The matriarch of the family, Angella Agard acted as an announcer between songs and educated the audience on the history of the unusual instrument.

The steel pan is the national instrument of Trinidad and Tobago.

"Trinidad holds the claim to fame [on pans], but throughout the Caribbean they all hold the claim to fame," informed Angella Agard.  "After WWII there were steel drums all over.  People are very creative and recycle in the Caribbean.  Whatever they found became musical instruments."

Earlier, with the mass exodus of French Creoles from Martinique to Trinidad, the steel pan began to evolve from a communication devise to the musical instrument it is today.  Drumming was used as a covert form of communication among enslaved Africans and was subsequently outlawed by the British colonial government in 1783.  African slaves also performed during Mardi Gras celebrations alongside the French that had brought the tradition to the Island. 
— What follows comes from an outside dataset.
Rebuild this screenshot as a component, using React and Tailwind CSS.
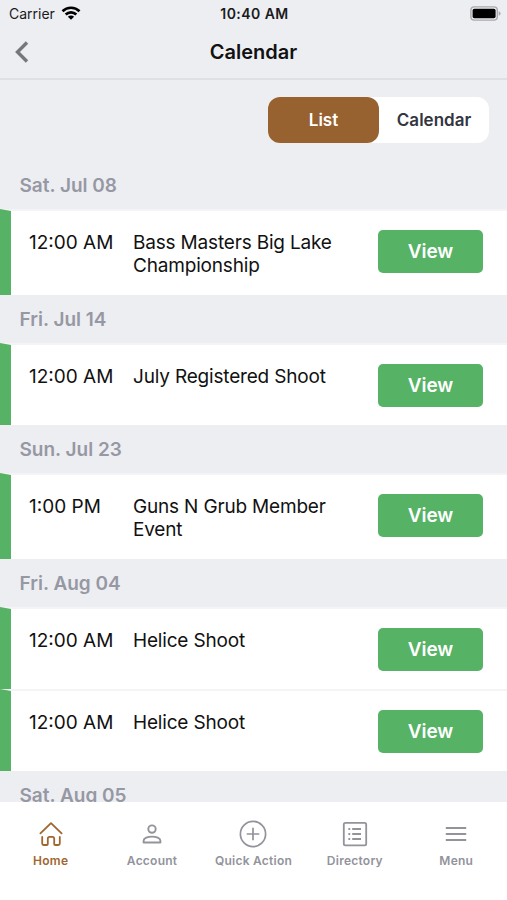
import clsx from 'clsx';

/* ── Events grouped by day ───────────────────────────────── */
const days = [
    { date: 'Sat. Jul 08', events: [{ time: '12:00 AM', title: 'Bass Masters Big Lake Championship' }] },
    { date: 'Fri. Jul 14', events: [{ time: '12:00 AM', title: 'July Registered Shoot' }] },
    { date: 'Sun. Jul 23', events: [{ time: '1:00 PM', title: 'Guns N Grub Member Event' }] },
    {
        date: 'Fri. Aug 04',
        events: [
            { time: '12:00 AM', title: 'Helice Shoot' },
            { time: '12:00 AM', title: 'Helice Shoot' },
        ],
    },
    { date: 'Sat. Aug 05', events: [] },
];

const HomeIcon = () => (
    <svg viewBox="0 0 28 28" className="size-7" fill="none" stroke="currentColor" strokeWidth="1.8" strokeLinecap="round" strokeLinejoin="round">
        <path d="M3.4 13.4 14 3.2l10.6 10.2" />
        <path d="M5.2 16.9v6.6c0 .9.6 1.5 1.5 1.5h3.1c.7 0 1-.4 1-1v-5.3c0-1.2.7-1.9 1.8-1.9h2.8c1.1 0 1.8.7 1.8 1.9V24c0 .6.3 1 1 1h3.1c.9 0 1.5-.6 1.5-1.5v-6.6" />
    </svg>
);

const AccountIcon = () => (
    <svg viewBox="0 0 28 28" className="size-7" fill="none" stroke="currentColor" strokeWidth="1.9" strokeLinejoin="round">
        <circle cx="14" cy="9.1" r="3.7" />
        <path d="M5.6 22.5v-1.7c0-2.6 4.2-4.2 8.4-4.2s8.4 1.6 8.4 4.2v1.7z" />
    </svg>
);

const QuickActionIcon = () => (
    <svg viewBox="0 0 28 28" className="size-7" fill="none" stroke="currentColor" strokeWidth="1.7">
        <circle cx="14" cy="14" r="12.6" />
        <path d="M14 7.7v12.6M7.7 14h12.6" />
    </svg>
);

const DirectoryIcon = () => (
    <svg viewBox="0 0 28 28" className="size-7" fill="none" stroke="currentColor" strokeWidth="1.8">
        <rect x="2.8" y="2.9" width="22.4" height="22.4" rx="1.6" />
        <path d="M11.2 9h8.8M11.2 14h8.8M11.2 19h8.8M7.4 9h1.8M7.4 14h1.8M7.4 19h1.8" />
    </svg>
);

const MenuIcon = () => (
    <svg viewBox="0 0 28 28" className="size-7" fill="none" stroke="currentColor" strokeWidth="2">
        <path d="M3.8 8.1h20.4M3.8 14h20.4M3.8 19.9h20.4" />
    </svg>
);

const tabs = [
    { label: 'Home', Icon: HomeIcon, active: true },
    { label: 'Account', Icon: AccountIcon },
    { label: 'Quick Action', Icon: QuickActionIcon },
    { label: 'Directory', Icon: DirectoryIcon },
    { label: 'Menu', Icon: MenuIcon },
];

const StatusBar = () => (
    <div className="grid h-7 grid-cols-3 items-center pl-[9px] pr-[6px] text-[14px] text-[#1a1a1c]">
        <div className="mb-[2px] flex items-center gap-[6px]">
            <span>Carrier</span>
            <svg viewBox="0 0 20 14" className="h-[14px] w-5" fill="none" stroke="#000" strokeWidth="2.7">
                <path d="M1.5 5.2a12.2 12.2 0 0 1 17 0" />
                <path d="M4.7 8.5a7.6 7.6 0 0 1 10.6 0" />
                <path d="M10 13.8 6.9 10.7a4.4 4.4 0 0 1 6.2 0z" fill="#000" stroke="none" />
            </svg>
        </div>
        <span className="mb-[2px] -ml-[1px] text-center font-semibold tracking-[0.45px]">10:40 AM</span>
        <svg viewBox="0 0 31 15" className="mb-[2px] h-[15px] w-[31px] justify-self-end">
            <rect x=".9" y=".9" width="26.4" height="13.2" rx="3.4" fill="none" stroke="#a9a9ac" strokeWidth="1.4" />
            <rect x="2.6" y="2.7" width="23" height="9.6" rx="1.8" fill="#000" />
            <path d="M28.7 5.2c1.3.5 1.9 1.3 1.9 2.3s-.6 1.8-1.9 2.3z" fill="#a9a9ac" />
        </svg>
    </div>
);

const EventRow = ({ time, title }) => (
    <div className="flex items-start border-l-[11px] border-t-2 border-l-[#56b265] border-t-[#f4f4f6] bg-white pb-[18px] pl-[18px] pr-[24px] pt-[19px]">
        <span className="w-[104px] shrink-0 pt-[1px] text-[19px] leading-[23px]">{time}</span>
        <span className="min-h-[43px] w-[220px] pt-[1px] text-[19px] leading-[23px] tracking-[-0.18px]">{title}</span>
        <button className="ml-auto h-[43px] w-[105px] rounded-[5px] bg-[#56b265] pt-[2px] text-[19px] font-semibold tracking-[-0.1px] text-white">
            View
        </button>
    </div>
);

const App = () => {
    return (
        <div className="flex h-[900px] w-[507px] flex-col overflow-hidden bg-[#edeef2] font-[Inter,'Liberation_Sans',sans-serif] text-[#111]">
            <StatusBar />

            <header className="grid h-[52px] grid-cols-3 items-center border-b-2 border-[#dfe0e3] px-[15px]">
                <svg viewBox="0 0 14 22" className="mb-[2px] h-[22px] w-[14px]" fill="none" stroke="#77777a" strokeWidth="3.4">
                    <path d="M12 1.5 2.5 11l9.5 9.5" />
                </svg>
                <h1 className="mb-[2px] text-center text-[20px] font-semibold">Calendar</h1>
            </header>

            <main className="min-h-0 flex-1 overflow-hidden">
                {/* View switch */}
                <div className="flex justify-end pb-[18px] pr-[18px] pt-[17px]">
                    <div className="flex h-[46px] w-[221px] rounded-[12px] bg-white text-[17px] font-semibold">
                        <button className="w-[111px] rounded-[12px] bg-[#97622f] pt-[1px] text-white">List</button>
                        <button className="flex-1 pt-[1px] text-[#33363f]">Calendar</button>
                    </div>
                </div>

                {days.map((day) => (
                    <section key={day.date}>
                        <h2 className="flex h-12 items-center pl-[19.5px] pt-[3px] text-[19px] font-semibold text-[#9698a3]">
                            {day.date}
                        </h2>
                        {day.events.map((event, i) => (
                            <EventRow key={i} {...event} />
                        ))}
                    </section>
                ))}
            </main>

            <nav className="grid h-[98px] grid-cols-5 bg-white pt-[18px]">
                {tabs.map(({ label, Icon, active }) => (
                    <a
                        key={label}
                        className={clsx(
                            'flex flex-col items-center gap-[4px] whitespace-nowrap text-[12px] font-semibold tracking-[0.25px]',
                            active ? 'text-[#a0662f]' : 'text-[#92939b]'
                        )}
                    >
                        <Icon />
                        <span>{label}</span>
                    </a>
                ))}
            </nav>
        </div>
    );
};

export default App;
The two most important influences of the steel pan were the drumming traditions of both Africa and India.  The instrument's invention was a specific response to the culture and prevailing conditions on the islands of Trinidad and Tobago.

"It's called a drum, but it's a melodic, very delicate instrument like a piano or a harp or any instrument that has all those notes," said Angella Agard.

The process of making the steel drum is very labor intensive, and everything must be done by hand.  A lot of care is taken into account for tuning.

Angella Agard explained, "The thought is that these can play with just about any instrument in a band or orchestra."

The pan is a chromatically pitched percussion instrument, and in fact, the drum refers to the container from which the pans are made; the steel drum is correctly referred to as a steel pan.

Since Pythagoras calculated the formula for the musical cycle of fourths and fifths, steel pans are the only instruments made to follow this configuration.

"It's really not hard to play.  It's the easiest instrument in the world; anyone can take a stick and just hit.  The trick is hitting the right spot," said O.V. Agard.  "These instruments are the only percussive instruments that play a melody ... This is the only instrument that has a full range from first violin to bass.  It's the same instrument, just different notes."

Some of the songs included in the entertaining, informative set were "La Bamba", Bob Marley's "I Shot the Sheriff", an old jazz tune, "Straight No Chaser", and calypso classic, "Jump In The Line."

Seitu amazed the entire audience when he brilliantly rendered the last movement of Mozart's Piano Sonata No. 11, the uplifting, "Rondo Alla Turca", on the tenor pan.

Steel Impressions give many public and private performances, and educational workshops throughout the year; as well as offer lessons and rentals.

The band proves the old adage that the family that plays together stays together.

"What I did was take my skills, and teach my family," said O.V. Agard.  "It gave me an opportunity to keep an eye on my kids, and get to know them.  The simplest way to keep your family together is to have something in common."